A French Canadian, Delisle arrives in Pyongyang to supervise animation outsourced by a French television company. Things are strange straight away as he disembarks into a completely unlit airport. (In many respects, the Dark Ages still prevail in North Korea.) Delisle’s guides, meanwhile, awkwardly present him a bouquet of flowers.  Only later does he realize that he’s expected to lay those flowers at the bronze feet of the late Great Leader, Kim Il Sung.

Delisle’s panel shows himself and his two guides bowing low, literally overshadowed by the 22-meter-high statue. As the book often suggests, Big Brother is always looming in Pyongyang.

It’s appropriate, then, that Delisle thought to pack Orwell’s 1984—appropriate and a bit gimmicky, too. One night in bed, he struggles to read for lack of light when an overhead lamp mysteriously turns on. Thankfully, the incident occurs without comment. Instead, Delisle uses his art to deftly convey his confusion and anxiety.

Delisle is expert at invoking the odd, the unexpected, even the surreal, all of which Pyongyang predictably provides in abundance. How wonderfully strange, for instance, that of the 50 floors in Delisle’s hotel, only a single floor is lit, and only part of that floor is occupied. Much of the regime’s power, it seems, is mere artifice.

To his credit, Delisle’s method is often elliptical enough that a second reading is necessary to fully appreciate the terror that lurks just below the surface of his drawings. In one incident, Delisle is listening to music alone in his office when one of his Korean handlers pokes his head through the door. “You have to turn down your jazz!” he barks. “It could be a bad influence on the others!” Delisle then pulls back to show himself in the darkly shadowed office, alone.

Delisle peppers the narrative with enough history and politics to orient the non-expert reader. He doesn’t claim to be an expert himself, and he’s best when noticing what only an animator would: for instance, that the omnipresent framed photos of Kim Il Sung and his son, Kim Jong Il, are slightly wider at the top than at the bottom.
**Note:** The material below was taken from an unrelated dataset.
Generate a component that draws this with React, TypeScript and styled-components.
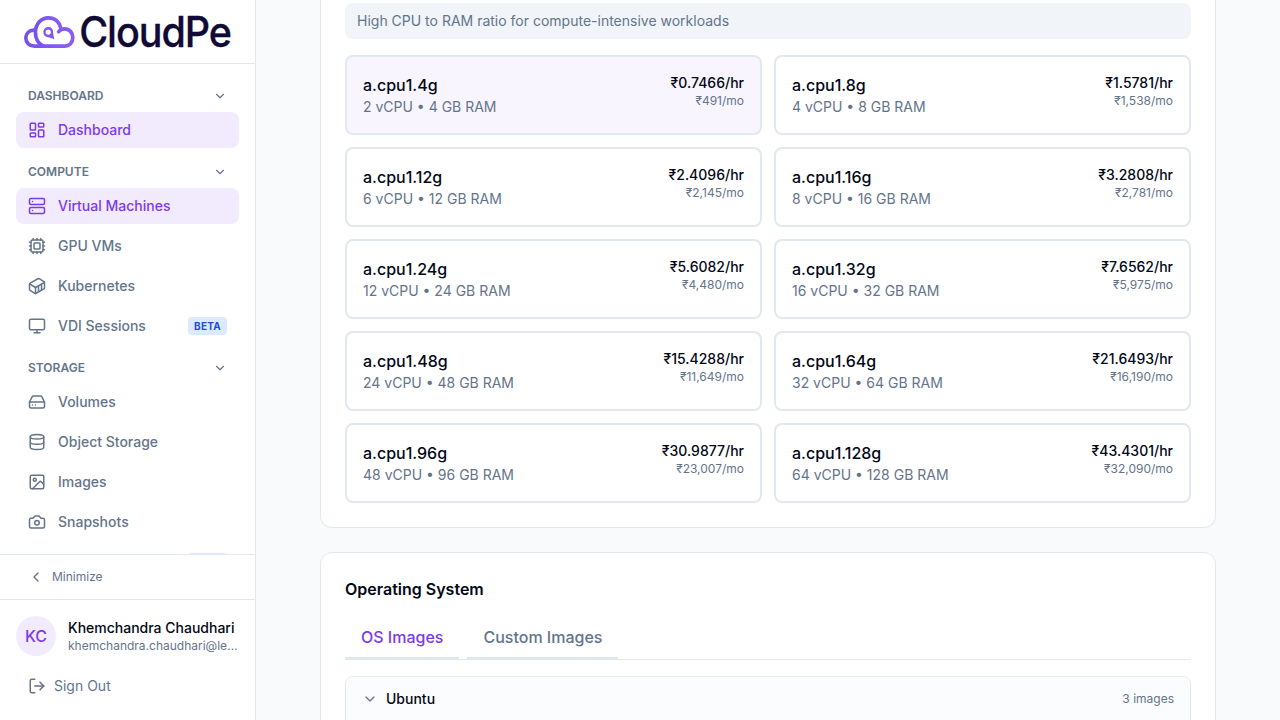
import React from "react";
import styled, { createGlobalStyle } from "styled-components";
import {
  Camera,
  ChevronDown,
  ChevronLeft,
  Container,
  Cpu,
  Database,
  HardDrive,
  Image as ImageIcon,
  LayoutDashboard,
  LogOut,
  Monitor,
  Server,
  type LucideIcon,
} from "lucide-react";

const color = {
  page: "#f9fafc",
  border: "#e2e8f0",
  text: "#020817",
  muted: "#64748b",
  primary: "#7c3aed",
  primarySoft: "#f2ebfd",
  primaryFaint: "#f8f5fe",
};

const GlobalStyle = createGlobalStyle`
  *, *::before, *::after { box-sizing: border-box; }
  body {
    margin: 0;
    overflow: hidden;
    background: ${color.page};
    color: ${color.text};
    font-family: Inter, "Liberation Sans", sans-serif;
    font-size: 16px;
    line-height: 24px;
  }
  h2, p { margin: 0; }
  button { font: inherit; color: inherit; background: none; border: 0; padding: 0; text-align: left; }
`;

const Shell = styled.div`
  display: flex;
  height: 720px;
  overflow: hidden;
`;

const Sidebar = styled.aside`
  display: flex;
  flex-direction: column;
  flex: none;
  width: 256px;
  background: #fff;
  border-right: 1px solid ${color.border};
`;

const Brand = styled.div`
  flex: none;
  height: 64px;
  padding: 4px 0 0 20px;
  border-bottom: 1px solid ${color.border};
  svg { display: block; }
`;

const Nav = styled.nav`
  flex: 1;
  min-height: 0;
  padding: 16px;
  overflow: hidden;
  display: flex;
  flex-direction: column;
  gap: 8px;
`;

const SectionHeader = styled.button`
  display: flex;
  align-items: center;
  justify-content: space-between;
  width: 100%;
  height: 32px;
  padding: 0 12px;
  font-size: 12px;
  line-height: 16px;
  font-weight: 600;
  text-transform: uppercase;
  color: ${color.muted};
`;

const NavList = styled.div`
  display: flex;
  flex-direction: column;
  gap: 4px;
`;

const NavItem = styled.a<{ $active?: boolean }>`
  display: flex;
  align-items: center;
  gap: 12px;
  height: 36px;
  padding: 0 12px;
  border-radius: 8px;
  font-size: 14px;
  line-height: 20px;
  font-weight: 500;
  color: ${(p) => (p.$active ? color.primary : color.muted)};
  background: ${(p) => (p.$active ? color.primarySoft : "transparent")};
`;

const Badge = styled.span`
  margin-left: auto;
  padding: 1.5px 6px;
  border-radius: 4px;
  background: #dbeafe;
  color: #1d4ed8;
  font-size: 10px;
  line-height: 15px;
  font-weight: 700;
  letter-spacing: 0.025em;
`;

const MinimizeBar = styled.div`
  flex: none;
  height: 45px;
  padding: 0 28px;
  border-top: 1px solid ${color.border};
  display: flex;
  align-items: center;
`;

const MinimizeButton = styled.button`
  display: flex;
  align-items: center;
  gap: 8px;
  font-size: 12px;
  line-height: 16px;
  color: ${color.muted};
`;

const Account = styled.div`
  flex: none;
  height: 121px;
  padding: 16px;
  border-top: 1px solid ${color.border};
`;

const Profile = styled.div`
  display: flex;
  align-items: center;
  gap: 12px;
  margin-bottom: 12px;
`;

const Avatar = styled.div`
  display: flex;
  align-items: center;
  justify-content: center;
  flex: none;
  width: 40px;
  height: 40px;
  border-radius: 50%;
  background: ${color.primarySoft};
  color: ${color.primary};
  font-weight: 500;
`;

const ProfileText = styled.div`
  flex: 1;
  min-width: 0;
`;

const ProfileName = styled.p`
  font-size: 14px;
  line-height: 20px;
  font-weight: 500;
  white-space: nowrap;
`;

const ProfileEmail = styled.p`
  font-size: 12px;
  line-height: 16px;
  color: ${color.muted};
  overflow: hidden;
  text-overflow: ellipsis;
  white-space: nowrap;
`;

const SignOut = styled.button`
  display: flex;
  align-items: center;
  gap: 8px;
  height: 36px;
  padding: 0 12px;
  font-size: 14px;
  line-height: 20px;
  color: ${color.muted};
`;

const Main = styled.main`
  flex: 1;
  min-width: 0;
  padding: 0 64px;
  overflow: hidden;
  display: flex;
  flex-direction: column;
  gap: 24px;
`;

const Panel = styled.section<{ $continued?: boolean }>`
  flex: none;
  background: #fff;
  border: 1px solid ${color.border};
  border-radius: ${(p) => (p.$continued ? "0 0 12px 12px" : "12px")};
  border-top-width: ${(p) => (p.$continued ? 0 : "1px")};
  padding: ${(p) => (p.$continued ? "3px 24px 24px" : "24px")};
`;

const Note = styled.p`
  padding: 8px 12px;
  margin-bottom: 16px;
  border-radius: 8px;
  background: #f1f5f9;
  color: ${color.muted};
  font-size: 14px;
  line-height: 20px;
`;

const PlanGrid = styled.div`
  display: grid;
  grid-template-columns: 1fr 1fr;
  gap: 12px;
`;

const PlanCard = styled.button<{ $selected?: boolean }>`
  display: flex;
  justify-content: space-between;
  align-items: flex-start;
  padding: 16px;
  border: 2px solid ${color.border};
  border-radius: 8px;
  background: ${(p) => (p.$selected ? color.primaryFaint : "#fff")};
`;

const PlanName = styled.p`
  font-weight: 500;
`;

const PlanSpec = styled.p`
  font-size: 14px;
  line-height: 20px;
  color: ${color.muted};
`;

const PlanPrice = styled.div`
  text-align: right;
`;

const Hourly = styled.p`
  font-size: 14px;
  line-height: 20px;
  font-weight: 500;
`;

const Monthly = styled.p`
  font-size: 12px;
  line-height: 16px;
  color: ${color.muted};
`;

const PanelTitle = styled.h2`
  font-size: 16px;
  line-height: 24px;
  font-weight: 600;
  margin-bottom: 16px;
`;

const Tabs = styled.div`
  display: flex;
  gap: 8px;
  margin-bottom: 16px;
  border-bottom: 1px solid ${color.border};
`;

const Tab = styled.button<{ $active?: boolean }>`
  padding: 8px 16px;
  border-bottom: 2px solid ${color.border};
  font-weight: 500;
  color: ${(p) => (p.$active ? color.primary : color.muted)};
`;

const Group = styled.div`
  border: 1px solid ${color.border};
  border-radius: 8px;
  overflow: hidden;
`;

const GroupHeader = styled.button`
  display: flex;
  align-items: center;
  gap: 8px;
  width: 100%;
  height: 60px;
  padding: 12px 16px 28px;
  background: #fbfcfd;
  font-size: 14px;
  line-height: 20px;
  font-weight: 500;
  svg { color: ${color.muted}; }
`;

const GroupCount = styled.span`
  margin-left: auto;
  font-size: 12px;
  line-height: 16px;
  font-weight: 400;
  color: ${color.muted};
`;

type NavEntry = { label: string; icon: LucideIcon; active?: boolean; beta?: boolean };

const sections: { title: string; items: NavEntry[] }[] = [
  { title: "Dashboard", items: [{ label: "Dashboard", icon: LayoutDashboard, active: true }] },
  {
    title: "Compute",
    items: [
      { label: "Virtual Machines", icon: Server, active: true },
      { label: "GPU VMs", icon: Cpu },
      { label: "Kubernetes", icon: Container },
      { label: "VDI Sessions", icon: Monitor, beta: true },
    ],
  },
  {
    title: "Storage",
    items: [
      { label: "Volumes", icon: HardDrive },
      { label: "Object Storage", icon: Database },
      { label: "Images", icon: ImageIcon },
      { label: "Snapshots", icon: Camera },
      { label: "Backups", icon: HardDrive, beta: true },
    ],
  },
];

const plans = [
  ["a.cpu1.4g", "2 vCPU • 4 GB RAM", "₹0.7466/hr", "₹491/mo"],
  ["a.cpu1.8g", "4 vCPU • 8 GB RAM", "₹1.5781/hr", "₹1,538/mo"],
  ["a.cpu1.12g", "6 vCPU • 12 GB RAM", "₹2.4096/hr", "₹2,145/mo"],
  ["a.cpu1.16g", "8 vCPU • 16 GB RAM", "₹3.2808/hr", "₹2,781/mo"],
  ["a.cpu1.24g", "12 vCPU • 24 GB RAM", "₹5.6082/hr", "₹4,480/mo"],
  ["a.cpu1.32g", "16 vCPU • 32 GB RAM", "₹7.6562/hr", "₹5,975/mo"],
  ["a.cpu1.48g", "24 vCPU • 48 GB RAM", "₹15.4288/hr", "₹11,649/mo"],
  ["a.cpu1.64g", "32 vCPU • 64 GB RAM", "₹21.6493/hr", "₹16,190/mo"],
  ["a.cpu1.96g", "48 vCPU • 96 GB RAM", "₹30.9877/hr", "₹23,007/mo"],
  ["a.cpu1.128g", "64 vCPU • 128 GB RAM", "₹43.4301/hr", "₹32,090/mo"],
];

function Logo() {
  return (
    <svg width="232" height="56" viewBox="20 4 232 56" role="img" aria-label="CloudPe">
      <defs>
        <linearGradient id="cloud" x1="0" y1="0" x2="1" y2="0">
          <stop offset="0" stopColor="#7a52e8" />
          <stop offset="1" stopColor="#8a5cf6" />
        </linearGradient>
      </defs>
      <g fill="none" stroke="url(#cloud)" strokeWidth="3.7" strokeLinecap="round" strokeLinejoin="round">
        <path d="M58.7 31.7C60.2 29.8 62.3 28.9 64.6 28.9C69.4 28.9 72.8 32.6 72.8 37.5C72.8 42.5 69.3 46.2 64.5 46.2H34.4C29.4 46.2 25.8 42.7 25.8 38.1C25.8 33.6 29.1 30.3 33.7 30.1" />
        <path d="M43 46C37.9 43.1 35.4 38.2 35.4 32.4C35.4 24 41 17.8 48.4 17.8C54.6 17.8 59.3 21.6 60.8 28.2" />
      </g>
      <path
        fill="#8257f0"
        fillRule="evenodd"
        d="M48.2 27C51.2 27 53.1 29.1 53.1 32C53.1 34.3 53.8 36.3 54.4 39.2C51.6 38.3 50 37.4 48 37.2C45.2 36.9 43.4 34.9 43.4 32.2C43.4 29.2 45.5 27 48.2 27ZM48.2 29.5A2.6 2.6 0 1 0 48.2 34.7A2.6 2.6 0 1 0 48.2 29.5Z"
      />
      <text
        transform="translate(79.2 47.3) scale(0.93 1)"
        x="0"
        y="0"
        fill="#100a35"
        stroke="#100a35"
        strokeWidth="0.3"
        fontFamily="Inter, sans-serif"
        fontSize="42.5"
        fontWeight="500"
        letterSpacing="-1.15"
      >
        CloudPe
      </text>
    </svg>
  );
}

export default function App() {
  return (
    <>
      <GlobalStyle />
      <Shell>
        <Sidebar>
          <Brand>
            <Logo />
          </Brand>
          <Nav>
            {sections.map((section) => (
              <div key={section.title}>
                <SectionHeader>
                  {section.title}
                  <ChevronDown size={14} />
                </SectionHeader>
                <NavList>
                  {section.items.map(({ label, icon: Icon, active, beta }) => (
                    <NavItem key={label} $active={active}>
                      <Icon size={18} />
                      {label}
                      {beta && <Badge>BETA</Badge>}
                    </NavItem>
                  ))}
                </NavList>
              </div>
            ))}
          </Nav>
          <MinimizeBar>
            <MinimizeButton>
              <ChevronLeft size={16} />
              Minimize
            </MinimizeButton>
          </MinimizeBar>
          <Account>
            <Profile>
              <Avatar>KC</Avatar>
              <ProfileText>
                <ProfileName>Khemchandra Chaudhari</ProfileName>
                <ProfileEmail>khemchandra.chaudhari@leapswitch.com</ProfileEmail>
              </ProfileText>
            </Profile>
            <SignOut>
              <LogOut size={18} />
              Sign Out
            </SignOut>
          </Account>
        </Sidebar>
        <Main>
          <Panel $continued>
            <Note>High CPU to RAM ratio for compute-intensive workloads</Note>
            <PlanGrid>
              {plans.map(([name, spec, hourly, monthly], i) => (
                <PlanCard key={name} $selected={i === 0}>
                  <div>
                    <PlanName>{name}</PlanName>
                    <PlanSpec>{spec}</PlanSpec>
                  </div>
                  <PlanPrice>
                    <Hourly>{hourly}</Hourly>
                    <Monthly>{monthly}</Monthly>
                  </PlanPrice>
                </PlanCard>
              ))}
            </PlanGrid>
          </Panel>
          <Panel>
            <PanelTitle>Operating System</PanelTitle>
            <Tabs>
              <Tab $active>OS Images</Tab>
              <Tab>Custom Images</Tab>
            </Tabs>
            <Group>
              <GroupHeader>
                <ChevronDown size={16} />
                Ubuntu
                <GroupCount>3 images</GroupCount>
              </GroupHeader>
            </Group>
          </Panel>
        </Main>
      </Shell>
    </>
  );
}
This, he tells us, is to prevent glare, but it “also intensifies the gaze in this face-to-face encounter.”

On the other hand, the author stumbles when he rolls out statistics about famine deaths or rice rations that he doesn’t back up with any sources. “It’s estimated that 50% of the people here have, at some time or another, served as informants,” he writes, without bothering to say how he knows this.
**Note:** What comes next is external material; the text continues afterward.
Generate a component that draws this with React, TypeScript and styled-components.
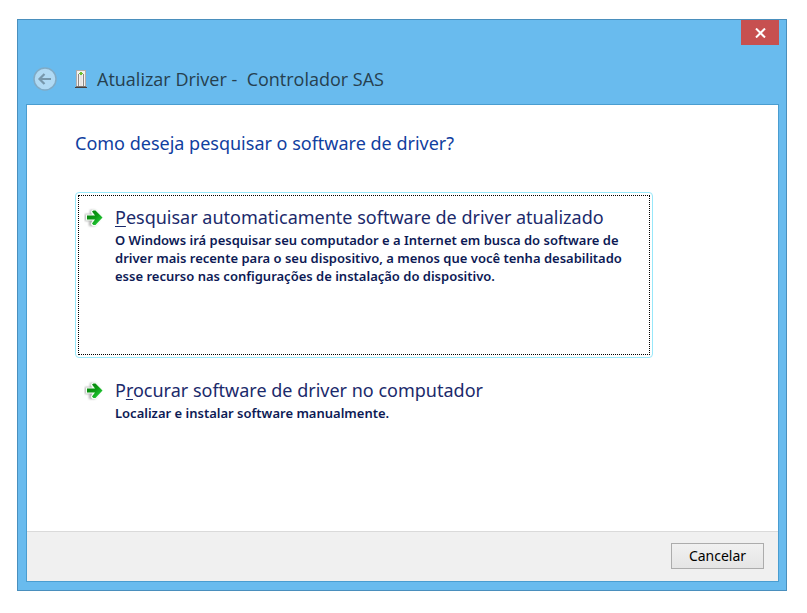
import React from "react";
import styled, { createGlobalStyle } from "styled-components";

const GlobalStyle = createGlobalStyle`
  *, *::before, *::after { box-sizing: border-box; }
  body {
    margin: 0;
    background: #ffffff;
    font-family: "Noto Sans", "Open Sans", sans-serif;
  }
  h1, h2, p { margin: 0; font-weight: 400; }
  button { font-family: inherit; cursor: pointer; }
`;

const Desktop = styled.div`
  display: flex;
  min-height: 100vh;
  padding: 19px 20px 22px 17px;
`;

const Dialog = styled.section`
  flex: 1;
  min-width: 0;
  display: flex;
  flex-direction: column;
  padding: 0 7px 8px 8px;
  border: 1px solid #4a8fbd;
  background: #69bbee;
`;

const CaptionBar = styled.div`
  display: flex;
  justify-content: flex-end;
  height: 26px;
`;

const CloseButton = styled.button`
  display: flex;
  align-items: center;
  justify-content: center;
  width: 38px;
  height: 25px;
  padding: 0;
  border: 0;
  background: #c75050;
`;

const TitleRow = styled.header`
  display: flex;
  align-items: center;
  height: 58px;
  padding: 8px 0 0 7px;
`;

const BackButton = styled.button`
  display: flex;
  width: 24px;
  height: 24px;
  padding: 0;
  border: 0;
  background: none;
`;

const DeviceIcon = styled.svg`
  flex: none;
  margin: 0 9px 0 17px;
`;

const Title = styled.h1`
  color: #26404f;
  font-family: "Open Sans", "Noto Sans", sans-serif;
  font-size: 18px;
  line-height: 24px;
  white-space: pre-wrap;
`;

const Panel = styled.div`
  flex: 1;
  display: flex;
  flex-direction: column;
  border: 1px solid #4a9dd0;
  background: #ffffff;
`;

const Content = styled.main`
  flex: 1;
  padding: 24px 48px;
`;

const Question = styled.h2`
  margin-bottom: 35px;
  color: #1040a0;
  font-size: 18px;
  line-height: 28px;
`;

const Options = styled.div`
  display: flex;
  flex-direction: column;
  gap: 7px;
  max-width: 578px;
`;

const OptionButton = styled.button<{ $focused?: boolean }>`
  display: flex;
  align-items: flex-start;
  width: 100%;
  min-height: ${(p) => (p.$focused ? 166 : 72)}px;
  padding: 2px;
  border: 1px solid ${(p) => (p.$focused ? "#98e8fa" : "transparent")};
  border-radius: 4px;
  background: none;
  text-align: left;
`;

const FocusFrame = styled.span<{ $focused?: boolean }>`
  flex: 1;
  align-self: stretch;
  display: flex;
  gap: 10px;
  padding: 7px 8px 8px 5px;
  border: 1px dotted ${(p) => (p.$focused ? "#000000" : "transparent")};
`;

const ArrowIcon = styled.svg`
  flex: none;
  margin-top: 5px;
`;

const OptionText = styled.span`
  display: flex;
  flex-direction: column;
  min-width: 0;
`;

const OptionTitle = styled.span`
  color: #1b2a6b;
  font-size: 18px;
  line-height: 28px;
`;

const AccessKey = styled.u`
  text-decoration-thickness: 1px;
  text-underline-offset: 2px;
`;

const OptionNote = styled.span`
  color: #0d1a55;
  font-size: 13px;
  font-weight: 600;
  line-height: 18px;
`;

const Footer = styled.footer`
  display: flex;
  justify-content: flex-end;
  padding: 11px 14px 12px;
  border-top: 1px solid #dadada;
  background: #f0f0f0;
`;

const CancelButton = styled.button`
  min-width: 93px;
  height: 26px;
  padding: 0 12px;
  border: 1px solid #acacac;
  background: linear-gradient(#f1f1f1, #e5e5e5);
  color: #000000;
  font-size: 14px;
  line-height: 20px;
`;

function GreenArrow() {
  return (
    <ArrowIcon width="21" height="20" viewBox="0 0 21 20" aria-hidden="true">
      <defs>
        <linearGradient id="arrowFill" x1="0" y1="0" x2="1" y2="1">
          <stop offset="0" stopColor="#067a0c" />
          <stop offset="0.5" stopColor="#0c9c14" />
          <stop offset="1" stopColor="#2ee04a" />
        </linearGradient>
        <filter id="arrowShadow" x="-30%" y="-30%" width="160%" height="160%">
          <feGaussianBlur stdDeviation="1" />
        </filter>
      </defs>
      <path d="M1 6H6V2H11L17 9L11 18H5V13H1Z" fill="#8c8c8c" opacity="0.7" filter="url(#arrowShadow)" />
      <path
        d="M2 6.500H8L6.500 3.500L8.500 1.500H12L19.500 9.500L12 18H8.500L6.500 16L8.500 12.500H2Z"
        fill="#f4fff4"
      />
      <path
        d="M3 7.500H11L8 3.500L9.500 2.500H11.500L18.500 9.500L11.500 17H9.500L8 15.500L11 11.500H3Z"
        fill="url(#arrowFill)"
      />
    </ArrowIcon>
  );
}

type OptionProps = {
  before?: string;
  accessKey: string;
  after: string;
  note: string;
  focused?: boolean;
};

function Option({ before, accessKey, after, note, focused }: OptionProps) {
  return (
    <OptionButton type="button" $focused={focused}>
      <FocusFrame $focused={focused}>
        <GreenArrow />
        <OptionText>
          <OptionTitle>
            {before}
            <AccessKey>{accessKey}</AccessKey>
            {after}
          </OptionTitle>
          <OptionNote>{note}</OptionNote>
        </OptionText>
      </FocusFrame>
    </OptionButton>
  );
}

export default function App() {
  return (
    <>
      <GlobalStyle />
      <Desktop>
        <Dialog role="dialog" aria-labelledby="dialog-title">
          <CaptionBar>
            <CloseButton type="button" aria-label="Fechar">
              <svg width="11" height="10" viewBox="0 0 11 10" aria-hidden="true">
                <path d="M1 0.500L10 9.500M10 0.500L1 9.500" stroke="#ffffff" strokeWidth="2" fill="none" />
              </svg>
            </CloseButton>
          </CaptionBar>
          <TitleRow>
            <BackButton type="button" aria-label="Voltar">
              <svg width="24" height="24" viewBox="0 0 24 24" aria-hidden="true">
                <circle cx="12" cy="12" r="11" fill="#b0daf4" stroke="#80abc6" strokeWidth="1.500" />
                <path d="M18 12H7M11.500 7L6.500 12L11.500 17" fill="none" stroke="#7798ac" strokeWidth="2.200" />
              </svg>
            </BackButton>
            <DeviceIcon width="14" height="20" viewBox="0 0 14 20" aria-hidden="true">
              <rect x="2.500" y="1.500" width="9" height="16" fill="#f3f1ef" stroke="#b3adaa" />
              <path d="M4.500 5V17M9.500 5V17" stroke="#8f8986" />
              <path d="M5 5V4H6V3H8V4H9V5H8V6H6V5Z" fill="#6fc02f" />
              <path d="M7 6V17" stroke="#d9d6d4" />
              <path d="M2 17.500H12" stroke="#7d7571" />
              <path d="M1 18.500H13" stroke="#493f3a" />
            </DeviceIcon>
            <Title id="dialog-title">{"Atualizar Driver -  Controlador SAS"}</Title>
          </TitleRow>
          <Panel>
            <Content>
              <Question>Como deseja pesquisar o software de driver?</Question>
              <Options>
                <Option
                  focused
                  accessKey="P"
                  after="esquisar automaticamente software de driver atualizado"
                  note="O Windows irá pesquisar seu computador e a Internet em busca do software de driver mais recente para o seu dispositivo, a menos que você tenha desabilitado esse recurso nas configurações de instalação do dispositivo."
                />
                <Option
                  before="P"
                  accessKey="r"
                  after="ocurar software de driver no computador"
                  note="Localizar e instalar software manualmente."
                />
              </Options>
            </Content>
            <Footer>
              <CancelButton type="button">Cancelar</CancelButton>
            </Footer>
          </Panel>
        </Dialog>
      </Desktop>
    </>
  );
}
One might be tempted to take his word for it were this not North Korea, a closed-off place that forces its people, writes Delisle, to “live in a state of constant paradox where truth is anything but constant.” Such a comment might have led to an exploration of how we can know anything about this Hermit Kingdom, but it doesn’t.

Delisle also never directly questions the ethics of his being in Pyongyang, which is strange. At one point, he wonders about a project in which two French telecom engineers are installing a high-definition transmitter. “An obvious priority for a country getting the most aid in the world!” Delisle scolds. But the criticism could just as easily be reversed. Why are foreigners like himself so comfortable making a buck off a government that starves its people?

Because it would make for a sweet comic book?

Delisle frequently sketches moments charged with ambiguous meaning, but he refuses to linger or think too hard. At a museum, a wax figure of Kim Il Sung stands alone and smiling, so realistic that he seems about to speak. “Behind me, a detachment of soldiers bows down,” Delisle observes, “tears in their eyes. As agreed I bend over along with my hosts, biting my tongue to keep from laughing out loud.”

Absent any explanation, Delisle comes across here as a bit cruel. Sympathy for such brainwashing is hardly on order, but until there’s more empathy and understanding, North Korea will forever remain unreachable.

Pyongyang: A Journey in North Korea by Guy Delisle; translated from the French by Helge Dascher (Drawn & Quarterly, 176 pages)
Concord (NH) Monitor, December 2005



In his graphic novel Pyongyang, Guy Delisle dutifully sketches various propaganda posters he comes across in the North Korea capital. His art is always outstanding except for one detail: He fudges the Korean language. He makes it up. In fact, it’s tough to tell sometimes whether Delisle knows much of anything about Korea or Korean art.

For an authoritative look at art in the totalitarian state, turn instead to Jane Portal’s Art Under Control in North Korea (Reaktion Books, $35, 192 page). Portal combines a clear and concise overview of the politics and history of North Korea with an examination of its art. She notes that in spite of the nationalistic Juche, or self-reliance, ideology, North Korean art is essentially derivative. A statue of Kim Il Sung looks just like statues of Stalin or Saddam; the Arch of Triumph, meanwhile, is a slightly larger version of the Arc de Triomphe in Paris, itself based on a Roman design.

Art in service of the state tends to have similar characteristics, Portal argues. It’s grand in scale and realistic in style, occasionally idealistic, and always “educational.” Over 60 years, this has produced in Korea such a high concentration of Socialist art that “Pyongyang as a city provides a kind of theatrical or film set for the Socialist state.” With its many beautifully colored reproductions and photos, Art Under Control might cause readers to wonder—if only for a moment—whether this is such a bad thing.